Defendants signed a credit agreement in which they expressly acknowledged receipt of, and agreed to be bound by, terms and conditions contained in an extrinsic document, which defendants neither read nor requested a copy to read. After the credit application was approved, defendants saw, for the first time, the terms and conditions, which contained a New York forum selection clause.

Plaintiff proved by a preponderance of the evidence (see Matter of Pickman Brokerage [Bevona], 184 AD2d 226, 226-227 [1992]), that the terms and conditions of the extrinsic document were incorporated into the credit agreement, and that defendants' acknowledged receipt and agreed to be bound by the same.
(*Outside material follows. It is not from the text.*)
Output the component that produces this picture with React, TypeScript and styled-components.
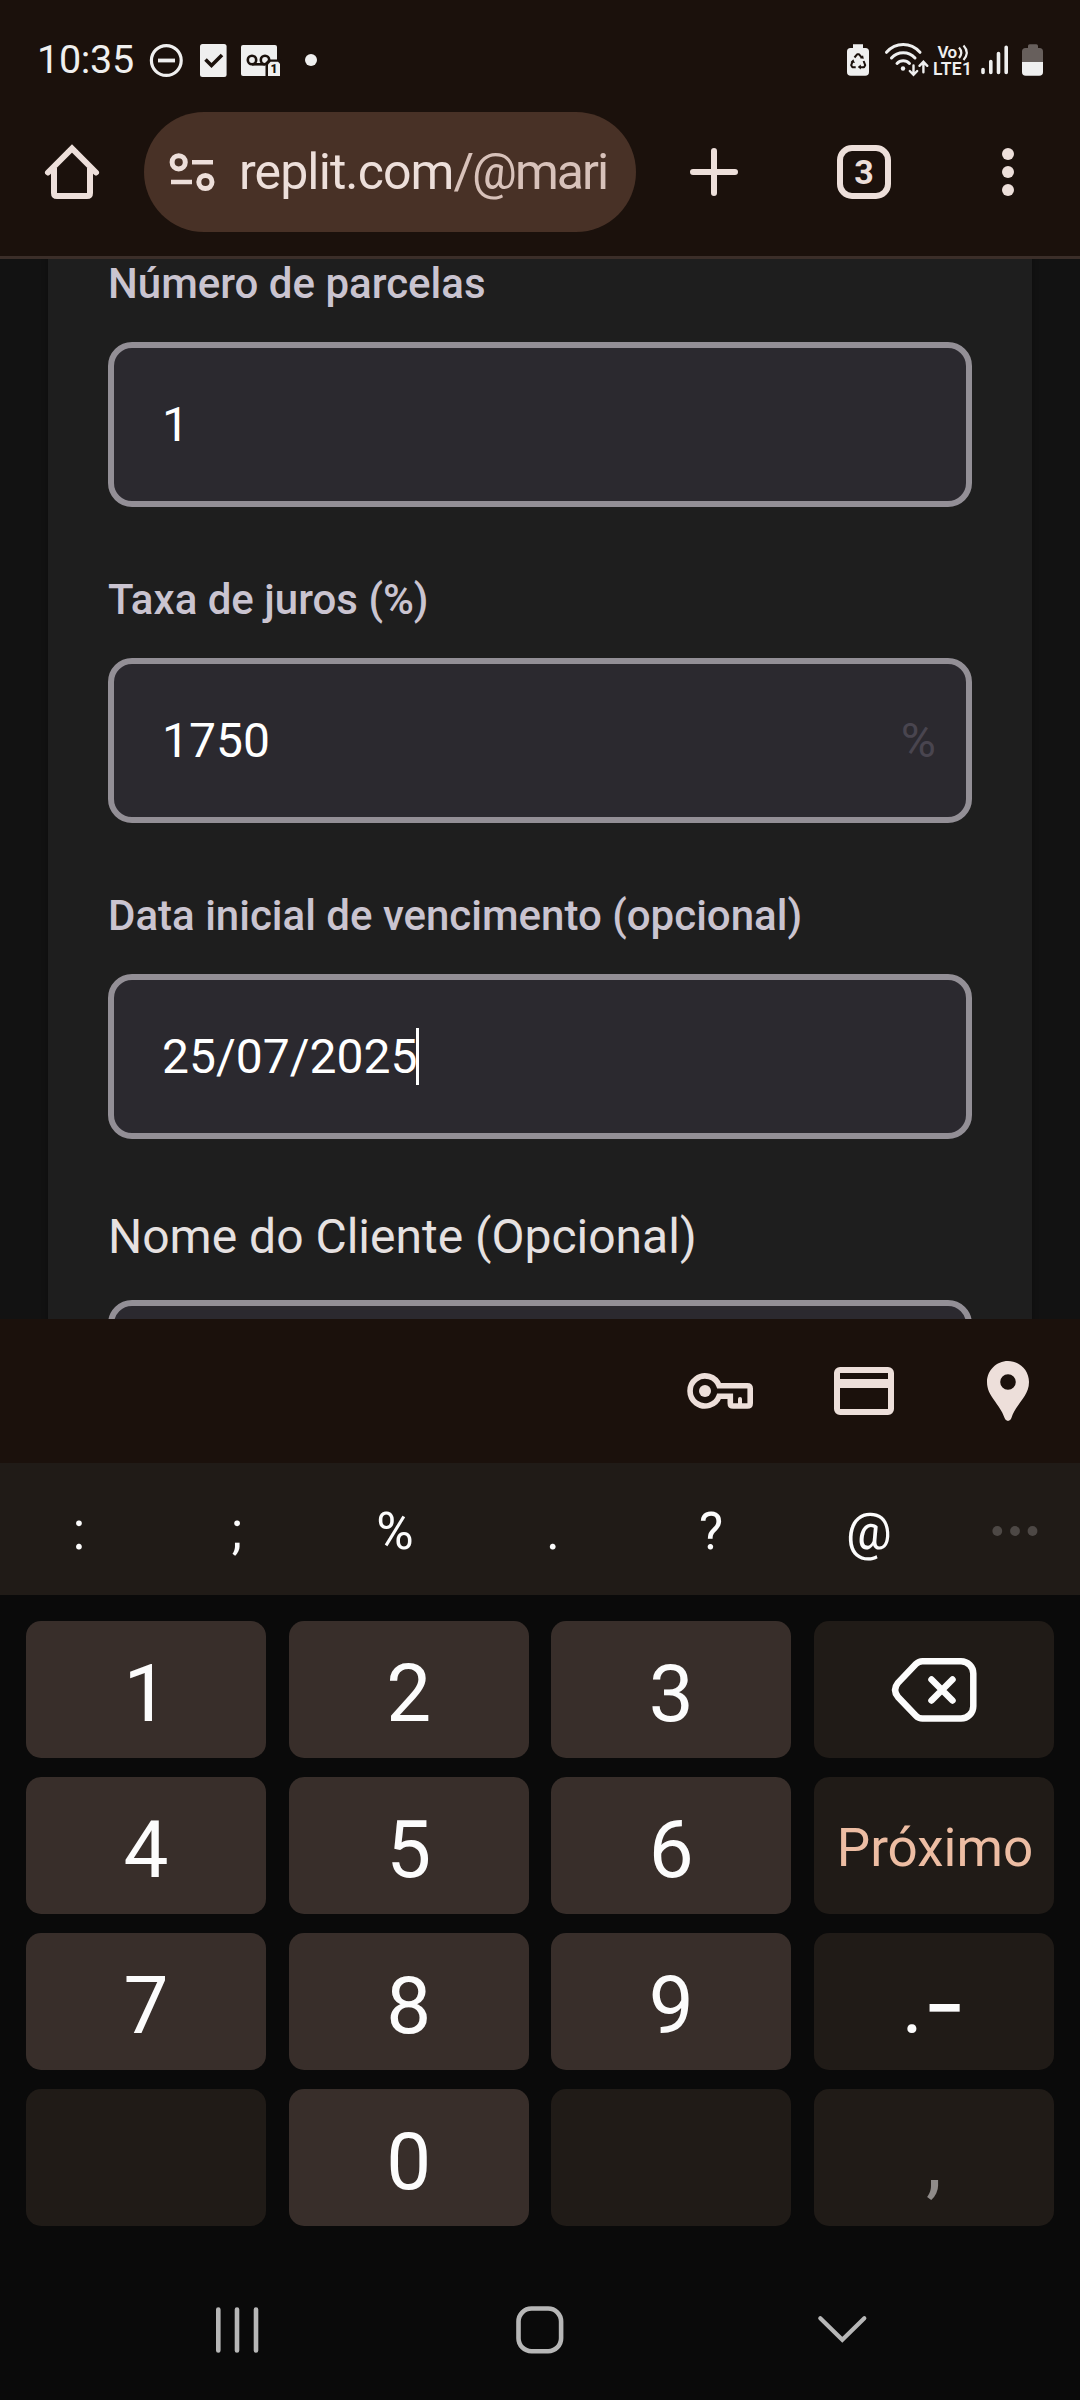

The credit agreement, which identified the terms and conditions as those contained on each invoice, was sufficient to put defendants on notice that there was an additional document of legal import to the contract they were executing (see Shark Information Servs. Corp. v Crum & Forster Commercial Ins., 222 AD2d 251, 252 [1995]; see also American Dredging Co. v Plaza Petroleum, 799 F Supp 1335, 1338 [ED NY 1992], vacated in part on other grounds, 845 F Supp 91 [ED NY 1993]). Defendants' decision not to inquire as to the terms and conditions is one by which they are bound (see Sorenson v Bridge Capital Corp., 52 AD3d 265, 266 [2008], lv dismissed 12 NY3d 748 [2009]; see also Hotel 71 Mezz Lender LLC v Falor, 64 AD3d 430, 430 [2009] [a signer's duty to read and understand that which he signs is not "diminished merely because []he was provided with only a [portion of that document]").

The parties' dispute is not, as found by the lower court, governed by UCC 2-207(1)-(2)(b), which provides that, between merchants, where there is an "expression of acceptance or a written confirmation . . . [even if it] states terms additional to or different from those offered or agreed upon . . . [the additional or different terms] become part of the contract unless . . . they materially alter it" (id.). Here, the forum selection clause was not an "additional [*2]or different term" added to the contract, nor was it a confirmatory writing; rather, it was one of the terms and conditions incorporated by reference into the contract at its inception (see Guerra v Astoria Generating Co., L.P., 8 AD3d 617, 618 [2004]). Neither of the issues generally decided pursuant to UCC 2-207 are at issue here (see e.g. K.I.C. Chems., Inc. v ADCO Chem. Co., 1996 US Dist LEXIS 3244, at *10 [SD NY 1996] ["a classic battle of the forms'"]; Hugo Boss Fashions v Sam's Eur. Tailoring, 293 AD2d 296, 297 [2002] [a written alteration to an oral agreement]).

We have considered the parties' remaining arguments and find them unavailing.